As of Tuesday Jewell County has had no positive cases of the 2019 novel coronavirus, also known as COVID-19. There have been tests performed in Jewell County and neighboring counties, but all tests that have been received have been negative at this time. In a continued effort to prepare and inform the public about preventative

measures for COVID-19, the Jewell County Health Department and Jewell County Emergency Management has met with the county commissioners, local government officials, members of local businesses, the local healthcare

entities, and USD 107, to continue to plan for the potential of COVID-19 in the community.

President Trump addressed the nation Monday urging citizens to help in slowing the spread of COVID-19 recommending “ 15 Day’s to Slow the Spread.” In his address, recommendations are as follows which is supported

by the health department

• If you feel sick, stay home, do not go the work. Contact your medical provider.

• If your children are sick, keep them at home.

• Avoid social gatherings in groups or more than 10 people.

• A void discretionary travel.

• If you are an older person, stay home and away from other people.

• If you are a person with a serious underlying health condition that may put you at risk (for example, a condition that impairs your lungs, heart function or weakens your immune system) stay home away from other people.

The Kansas Department of Health and Environment (KDHE) has issued new r.ecommendation for quarantine and isolation of travelers, close contacts of confirmed cases and those being tested. KDHE is now recommending a 14-day quarantine for Kansans who have:

• Traveled to a state with known widespread community transmission (currently California, New York and

Washington state) on or after March 15.

• Visited Eagle, Summit, Pitkin and Gunnison counties in Colorado within the past week.

• Traveled on a cruise ship on or after March 15th.

• Traveled internationally on or after March 15.

• Received notification from public health officials (state or local) that you are a close contact of a laboratory confirmed case of COVID-19. You should quarantine at home for 14 days since your last contact with that person. (A close contact is defined as someone who has been closer than 6 feet for more than 10 mintues while the person is symptomatic).

If you have traveled to the above areas or have had close contact as specified above, contact the Jewell County Health Department for further instructions.

The Jewell County Board of Commissioners did issue a COVID-19 Public Health Emergency Resolutions on March 16, to help with mitigation of harm for the county from a COVID-19 event.

Hospital representatives have reported that there are COVID-19 testing supplies at Jewell County Hospital and that they have an adequate supply of Personal Protective Equipment (PPE) to take care of patients.

Emergency Management has been notified that the Kansas Corporation Commission has issued an emergency order suspending all utility disconnects until April 15th to offer relief to those experiencing potential hardship from the COVID-19 virus.

For more information, visit

The health department is following all the guidance that has been issued by Kansas Department of Health and Environment and the Centers for Disease Control.
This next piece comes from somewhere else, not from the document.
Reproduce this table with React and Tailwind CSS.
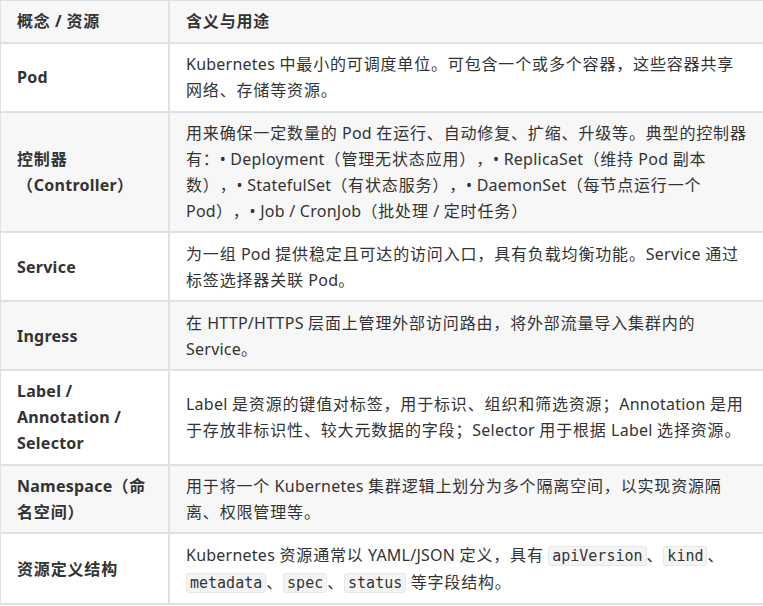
import React from 'react';

const rows = [
  {
    name: 'Pod',
    desc: 'Kubernetes 中最小的可调度单位。可包含一个或多个容器，这些容器共享网络、存储等资源。',
  },
  {
    name: '控制器（Controller）',
    desc: '用来确保一定数量的 Pod 在运行、自动修复、扩缩、升级等。典型的控制器有：• Deployment（管理无状态应用），• ReplicaSet（维持 Pod 副本数），• StatefulSet（有状态服务），• DaemonSet（每节点运行一个 Pod），• Job / CronJob（批处理 / 定时任务）',
  },
  {
    name: 'Service',
    desc: '为一组 Pod 提供稳定且可达的访问入口，具有负载均衡功能。Service 通过标签选择器关联 Pod。',
  },
  {
    name: 'Ingress',
    desc: '在 HTTP/HTTPS 层面上管理外部访问路由，将外部流量导入集群内的 Service。',
  },
  {
    name: 'Label / Annotation / Selector',
    desc: 'Label 是资源的键值对标签，用于标识、组织和筛选资源；Annotation 是用于存放非标识性、较大元数据的字段；Selector 用于根据 Label 选择资源。',
  },
  {
    name: 'Namespace（命名空间）',
    desc: '用于将一个 Kubernetes 集群逻辑上划分为多个隔离空间，以实现资源隔离、权限管理等。',
  },
  {
    name: '资源定义结构',
    code: true,
  },
];

// CJK runs are a bit wider than latin ones in the screenshot
const CJK = /([\u3000-\u303f\u4e00-\u9fff\uff00-\uffef]+)/;

function Txt({ children }) {
  return children.split(CJK).filter(Boolean).map((part, i) =>
    CJK.test(part) ? (
      <span key={i} className="tracking-[0.84px]">{part}</span>
    ) : (
      <span key={i} className="tracking-[0.24px]">{part}</span>
    )
  );
}

function Code({ children }) {
  return (
    <code className="bg-[#f3f4f4] border border-[#e8e8e8] rounded-[3px] px-[3px] text-[15px] tracking-normal text-[#333] font-['DejaVu_Sans_Mono',monospace]">
      {children}
    </code>
  );
}

function App() {
  return (
    <div className="w-[763px] h-[606px] overflow-hidden bg-white">
      <table className="-mt-px -ml-px w-[768px] border-collapse table-fixed text-[16px] leading-[26px] text-[#333] [text-spacing-trim:space-all] font-['Noto_Sans','Open_Sans','Noto_Sans_CJK_SC',sans-serif]">
        <colgroup>
          <col className="w-[169px]" />
          <col />
        </colgroup>
        <thead>
          <tr className="bg-[#f7f7f7]">
            <th className="border-2 border-[#dfe2e5] px-[16px] py-[7.4px] text-left font-bold"><Txt>概念 / 资源</Txt></th>
            <th className="border-2 border-[#dfe2e5] px-[16px] py-[7.4px] text-left font-bold"><Txt>含义与用途</Txt></th>
          </tr>
        </thead>
        <tbody>
          {rows.map((r, i) => (
            <tr key={i} className={i % 2 === 1 ? 'bg-[#f7f7f7]' : 'bg-white'}>
              <td className="border-2 border-[#dfe2e5] px-[16px] py-[7.4px] font-bold"><Txt>{r.name}</Txt></td>
              <td className="border-2 border-[#dfe2e5] px-[16px] py-[7.4px]">
                {r.code ? (
                  <>
                    <Txt>Kubernetes 资源通常以 YAML/JSON 定义，具有 </Txt><Code>apiVersion</Code><Txt>、</Txt><Code>kind</Code><Txt>、</Txt>
                    <Code>metadata</Code><Txt>、</Txt><Code>spec</Code><Txt>、</Txt><Code>status</Code><Txt> 等字段结构。</Txt>
                  </>
                ) : (
                  <Txt>{r.desc}</Txt>
                )}
              </td>
            </tr>
          ))}
        </tbody>
      </table>
    </div>
  );
}

export default App;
These agencies have information that is constantly being updated and can be found at or \’

The health department stresses the importance of preventing the spread of diseases by:

• Staying home if you are sick.

• Washing your hands with soap and water for at least 20 seconds. If not available, use hand sanitizer.

• Covering your sneezes or coughs with a tissue or cough or sneeze into your sleeve.

• Avoiding touching your eyes, nose or mouth with unwashed hands.

• Avoiding contact with people who are sick.

Currently, there are no vaccines available to prevent COVID-19 infections. There are no medications specifically approved for COVID-19. Most people with mild COVID-19 illness will recover on their own by drinking plenty of fluids, resting and taking fever medications. However, some cases develop pneumonia and require medical care or hospitalization.